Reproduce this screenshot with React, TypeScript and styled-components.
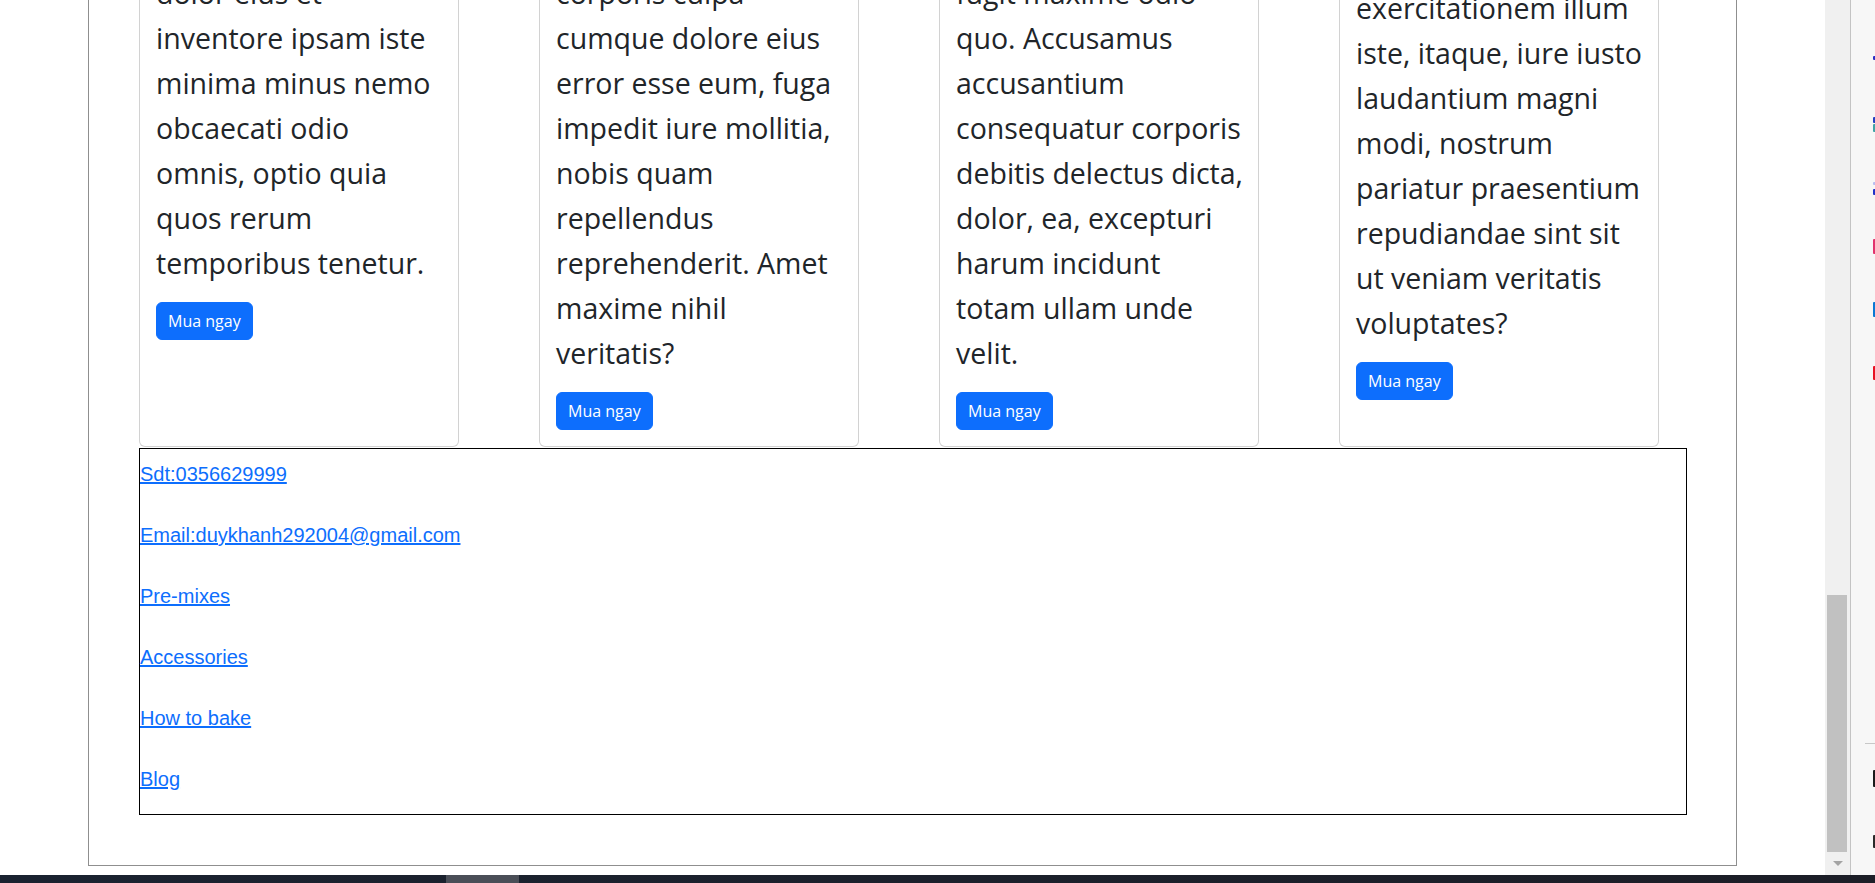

* * *

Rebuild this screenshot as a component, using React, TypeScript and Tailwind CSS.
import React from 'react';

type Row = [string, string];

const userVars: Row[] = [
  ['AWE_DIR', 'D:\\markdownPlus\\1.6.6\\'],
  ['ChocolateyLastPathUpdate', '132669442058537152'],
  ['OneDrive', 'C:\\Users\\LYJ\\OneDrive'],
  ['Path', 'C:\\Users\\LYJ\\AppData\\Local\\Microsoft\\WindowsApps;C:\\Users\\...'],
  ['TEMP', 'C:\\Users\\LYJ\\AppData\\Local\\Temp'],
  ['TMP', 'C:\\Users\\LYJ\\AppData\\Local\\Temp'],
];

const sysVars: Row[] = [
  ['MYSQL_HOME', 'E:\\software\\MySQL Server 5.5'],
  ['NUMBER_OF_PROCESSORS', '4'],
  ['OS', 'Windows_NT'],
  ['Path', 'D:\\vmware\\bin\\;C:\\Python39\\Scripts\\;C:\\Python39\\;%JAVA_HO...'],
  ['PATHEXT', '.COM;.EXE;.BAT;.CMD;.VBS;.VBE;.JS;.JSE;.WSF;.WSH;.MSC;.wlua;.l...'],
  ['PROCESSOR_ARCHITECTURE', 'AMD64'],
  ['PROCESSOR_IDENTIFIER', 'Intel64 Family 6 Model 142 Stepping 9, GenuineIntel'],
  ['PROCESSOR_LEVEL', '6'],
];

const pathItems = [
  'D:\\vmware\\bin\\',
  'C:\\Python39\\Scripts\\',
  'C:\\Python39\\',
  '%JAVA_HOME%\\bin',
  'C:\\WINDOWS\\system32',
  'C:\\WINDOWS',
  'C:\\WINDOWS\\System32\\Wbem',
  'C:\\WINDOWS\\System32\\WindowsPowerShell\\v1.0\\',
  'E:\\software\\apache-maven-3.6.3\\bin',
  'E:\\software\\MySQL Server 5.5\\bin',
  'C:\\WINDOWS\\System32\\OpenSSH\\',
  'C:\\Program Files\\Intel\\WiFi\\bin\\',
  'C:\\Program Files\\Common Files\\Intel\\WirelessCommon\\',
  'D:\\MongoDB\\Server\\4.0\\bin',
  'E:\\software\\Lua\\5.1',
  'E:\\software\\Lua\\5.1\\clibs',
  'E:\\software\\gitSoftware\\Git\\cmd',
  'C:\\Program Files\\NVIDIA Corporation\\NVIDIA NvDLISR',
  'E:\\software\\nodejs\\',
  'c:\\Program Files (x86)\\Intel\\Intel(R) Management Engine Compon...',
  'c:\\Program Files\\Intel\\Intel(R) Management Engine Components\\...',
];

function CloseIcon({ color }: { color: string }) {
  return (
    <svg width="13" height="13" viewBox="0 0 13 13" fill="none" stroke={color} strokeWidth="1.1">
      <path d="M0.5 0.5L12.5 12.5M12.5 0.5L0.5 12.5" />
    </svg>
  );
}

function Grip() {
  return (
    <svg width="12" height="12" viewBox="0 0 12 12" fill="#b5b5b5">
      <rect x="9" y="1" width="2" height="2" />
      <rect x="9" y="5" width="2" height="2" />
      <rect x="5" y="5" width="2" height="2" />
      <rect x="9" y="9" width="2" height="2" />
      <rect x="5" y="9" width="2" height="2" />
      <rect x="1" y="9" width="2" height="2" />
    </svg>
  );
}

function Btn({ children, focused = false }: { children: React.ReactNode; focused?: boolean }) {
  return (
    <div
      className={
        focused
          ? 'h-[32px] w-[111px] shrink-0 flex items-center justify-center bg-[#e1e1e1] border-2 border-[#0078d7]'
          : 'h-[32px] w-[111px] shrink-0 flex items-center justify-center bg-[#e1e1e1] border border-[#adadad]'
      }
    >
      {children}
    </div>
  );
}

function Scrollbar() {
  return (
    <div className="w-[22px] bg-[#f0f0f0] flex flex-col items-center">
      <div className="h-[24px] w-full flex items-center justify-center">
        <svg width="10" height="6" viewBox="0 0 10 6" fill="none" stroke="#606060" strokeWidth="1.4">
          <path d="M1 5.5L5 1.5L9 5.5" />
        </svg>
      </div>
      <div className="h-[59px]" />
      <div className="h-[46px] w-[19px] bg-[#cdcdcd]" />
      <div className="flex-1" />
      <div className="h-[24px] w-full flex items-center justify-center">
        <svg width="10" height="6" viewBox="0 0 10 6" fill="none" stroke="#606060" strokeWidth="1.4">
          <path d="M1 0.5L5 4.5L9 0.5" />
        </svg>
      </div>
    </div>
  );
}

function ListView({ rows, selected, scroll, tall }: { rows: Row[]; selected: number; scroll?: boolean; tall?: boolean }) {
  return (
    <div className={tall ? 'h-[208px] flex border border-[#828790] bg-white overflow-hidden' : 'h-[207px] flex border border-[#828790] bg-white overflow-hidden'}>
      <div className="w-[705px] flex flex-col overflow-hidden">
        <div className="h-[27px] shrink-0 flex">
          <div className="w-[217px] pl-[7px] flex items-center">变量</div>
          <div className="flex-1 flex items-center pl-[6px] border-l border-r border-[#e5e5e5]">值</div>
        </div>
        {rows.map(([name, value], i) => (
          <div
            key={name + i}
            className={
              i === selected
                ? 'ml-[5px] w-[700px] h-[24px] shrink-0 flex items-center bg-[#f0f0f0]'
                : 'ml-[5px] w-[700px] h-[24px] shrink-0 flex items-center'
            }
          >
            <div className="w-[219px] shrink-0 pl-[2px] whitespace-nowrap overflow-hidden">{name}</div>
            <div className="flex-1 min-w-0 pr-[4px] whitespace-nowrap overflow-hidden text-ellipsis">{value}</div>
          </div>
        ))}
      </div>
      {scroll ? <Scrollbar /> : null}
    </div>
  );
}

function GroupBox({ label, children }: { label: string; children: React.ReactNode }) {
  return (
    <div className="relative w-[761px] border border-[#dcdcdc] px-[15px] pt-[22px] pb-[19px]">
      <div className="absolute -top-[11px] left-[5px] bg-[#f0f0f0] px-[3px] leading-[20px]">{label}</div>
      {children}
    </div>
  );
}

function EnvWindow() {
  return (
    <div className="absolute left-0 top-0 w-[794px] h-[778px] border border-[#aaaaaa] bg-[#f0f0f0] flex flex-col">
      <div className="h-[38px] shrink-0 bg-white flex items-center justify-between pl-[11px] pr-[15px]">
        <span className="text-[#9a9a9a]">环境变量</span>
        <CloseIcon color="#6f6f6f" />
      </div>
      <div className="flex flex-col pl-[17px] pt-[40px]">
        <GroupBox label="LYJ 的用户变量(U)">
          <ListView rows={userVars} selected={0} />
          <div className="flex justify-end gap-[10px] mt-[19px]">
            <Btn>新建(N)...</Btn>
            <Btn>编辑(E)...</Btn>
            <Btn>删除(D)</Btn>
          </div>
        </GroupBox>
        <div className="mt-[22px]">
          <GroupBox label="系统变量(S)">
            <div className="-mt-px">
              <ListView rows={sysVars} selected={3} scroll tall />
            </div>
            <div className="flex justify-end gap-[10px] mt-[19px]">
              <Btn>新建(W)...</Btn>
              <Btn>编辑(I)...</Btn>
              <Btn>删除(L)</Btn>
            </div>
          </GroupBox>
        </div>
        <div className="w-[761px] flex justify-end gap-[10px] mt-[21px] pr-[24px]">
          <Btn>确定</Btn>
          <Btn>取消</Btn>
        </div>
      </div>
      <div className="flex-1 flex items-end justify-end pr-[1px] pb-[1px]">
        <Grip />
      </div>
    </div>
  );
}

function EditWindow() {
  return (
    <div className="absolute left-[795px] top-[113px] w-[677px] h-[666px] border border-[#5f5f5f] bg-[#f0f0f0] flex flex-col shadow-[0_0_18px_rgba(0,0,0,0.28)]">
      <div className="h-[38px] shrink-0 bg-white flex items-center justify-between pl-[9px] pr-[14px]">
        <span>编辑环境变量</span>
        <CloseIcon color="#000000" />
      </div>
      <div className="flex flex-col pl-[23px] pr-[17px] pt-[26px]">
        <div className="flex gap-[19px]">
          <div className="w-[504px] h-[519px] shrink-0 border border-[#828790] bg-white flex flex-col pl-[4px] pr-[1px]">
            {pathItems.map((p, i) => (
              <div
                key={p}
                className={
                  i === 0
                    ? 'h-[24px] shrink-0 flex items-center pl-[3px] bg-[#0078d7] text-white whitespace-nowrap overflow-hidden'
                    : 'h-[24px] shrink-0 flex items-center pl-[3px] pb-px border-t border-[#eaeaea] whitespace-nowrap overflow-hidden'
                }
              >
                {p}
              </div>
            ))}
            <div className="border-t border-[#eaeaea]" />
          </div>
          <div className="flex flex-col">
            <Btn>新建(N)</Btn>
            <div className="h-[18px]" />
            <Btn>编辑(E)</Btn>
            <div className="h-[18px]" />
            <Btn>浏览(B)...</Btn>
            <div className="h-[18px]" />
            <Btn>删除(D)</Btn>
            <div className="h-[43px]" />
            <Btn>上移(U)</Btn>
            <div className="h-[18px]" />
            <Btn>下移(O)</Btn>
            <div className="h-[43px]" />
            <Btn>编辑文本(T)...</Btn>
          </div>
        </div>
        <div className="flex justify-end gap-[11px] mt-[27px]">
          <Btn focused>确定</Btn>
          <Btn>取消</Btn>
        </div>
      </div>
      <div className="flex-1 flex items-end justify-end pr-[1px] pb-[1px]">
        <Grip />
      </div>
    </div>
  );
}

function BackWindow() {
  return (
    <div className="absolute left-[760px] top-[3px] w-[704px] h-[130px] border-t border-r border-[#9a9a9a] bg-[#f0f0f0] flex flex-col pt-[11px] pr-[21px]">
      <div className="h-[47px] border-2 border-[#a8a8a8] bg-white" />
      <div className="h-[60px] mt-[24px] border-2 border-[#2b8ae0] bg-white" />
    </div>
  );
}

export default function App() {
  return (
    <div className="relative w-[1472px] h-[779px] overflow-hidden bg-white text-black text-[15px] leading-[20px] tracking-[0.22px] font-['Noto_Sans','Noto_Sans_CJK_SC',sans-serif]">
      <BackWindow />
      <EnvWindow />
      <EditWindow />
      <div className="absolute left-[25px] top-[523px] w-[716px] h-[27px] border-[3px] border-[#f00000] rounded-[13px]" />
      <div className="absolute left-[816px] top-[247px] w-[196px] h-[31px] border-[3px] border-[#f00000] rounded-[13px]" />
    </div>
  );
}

* [What needs to be done]:
Isolate each line of the listing above that includes "this". Copy it.

* [Exercise response]:
Reproduce this screenshot with React, TypeScript and styled-components.
Rebuild this screenshot as a component, using React, TypeScript and Tailwind CSS.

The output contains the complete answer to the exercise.